Bettinger drove the blue compact to the end of the street, around two corners, and onto the parallel avenue. There, his headlights illuminated the lot where his yellow hatchback sat behind the charcoal gray pickup truck.

The detective parked his wife's car. Surveying the immediate area and the violet environs, he stepped outside and walked across the powder. At the killer's truck, he stopped and examined the flatbed. The only thing that lay inside of it was a corrugated sheet of snow.

Observing a passing (and obviously masochistic) jogger, Bettinger withdrew the killer's keys, slotted the most likely candidate into the driver's side door, and turned his hand.

The lock shot up.

Flinging the door, the detective climbed into the truck, which smelled strongly of lemons. The snow-covered windshield was an opaque swath of dull violet, but the rear glass was clear and allowed a view of the street.

Bettinger slid across the bench and opened the glove compartment, which contained a vehicle registration. Attached to this by a paper clip was a driver's license that had a picture of E.V.K.'s aquiline face. There was no chance that these documents were legitimate, but still, the detective pocketed them. It was possible that the forger was a local person who knew something about the killer or Sebastian or the other hired guns.
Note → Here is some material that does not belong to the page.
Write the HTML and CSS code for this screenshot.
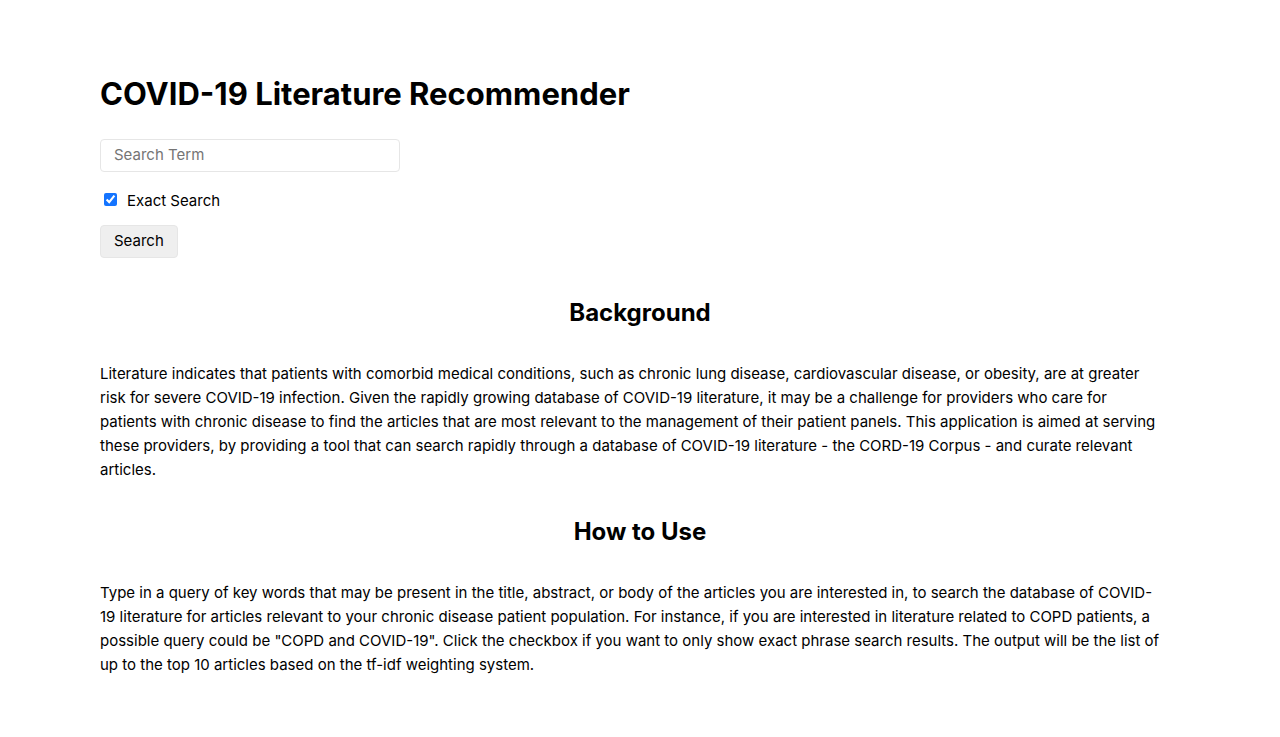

Bettinger slid his fingertips along the ceiling (which was made of plush black upholstery) and discovered the edge of a nearly invisible flap, which he then carefully opened. A silencer-equipped semiautomatic handgun like the one that had killed his son lay inside the hidden compartment. The detective removed the weapon and inspected the rest of the shallow enclosure, but found nothing else.

Frustrated, Bettinger snorted steam.

All of this stuff was useless.

The detective climbed out of the truck, looked at the bench seat, and dug his hands into its rear crevice as if he were fishing for lost quarters. His thumb landed upon a metal latch, and he pressed it down.

Something clicked.

Bettinger grabbed the bottom cushion and raised it like the top of a chest. Between the steel supports that held the seat in place was a hollow compartment that housed a red, white, and blue cooler.

Ice rattled as the detective removed the heavy container from the nook. Straining, he lowered the seat cushion and set down his burden.

Bettinger lifted the lid, revealing a pool of ice and water that contained eight six-packs of beer. He dumped this collection of cold, frozen, and canned fluids onto the snow and quickly realized that the cooler weighed far too much for an empty piece of plastic.

Something had been hidden inside of it.

The detective put the container down, opened his utility knife, and stabbed an inner wall. Ghostly vapors leaked from the hole.

Bettinger held his breath, adjusted the angle of his blade, and applied more force. Plastic cracked, and a false bottom popped loose.

The detective discarded the partition and looked into the cooler. Chilled by the frigid emanations of dry ice were six plastic baggies. Each one contained a bloodstained police badge, a few spent cartridges, and a severed penis, though in one collection, there was no male member, but instead, two spotted opalescent masses that resembled oysters.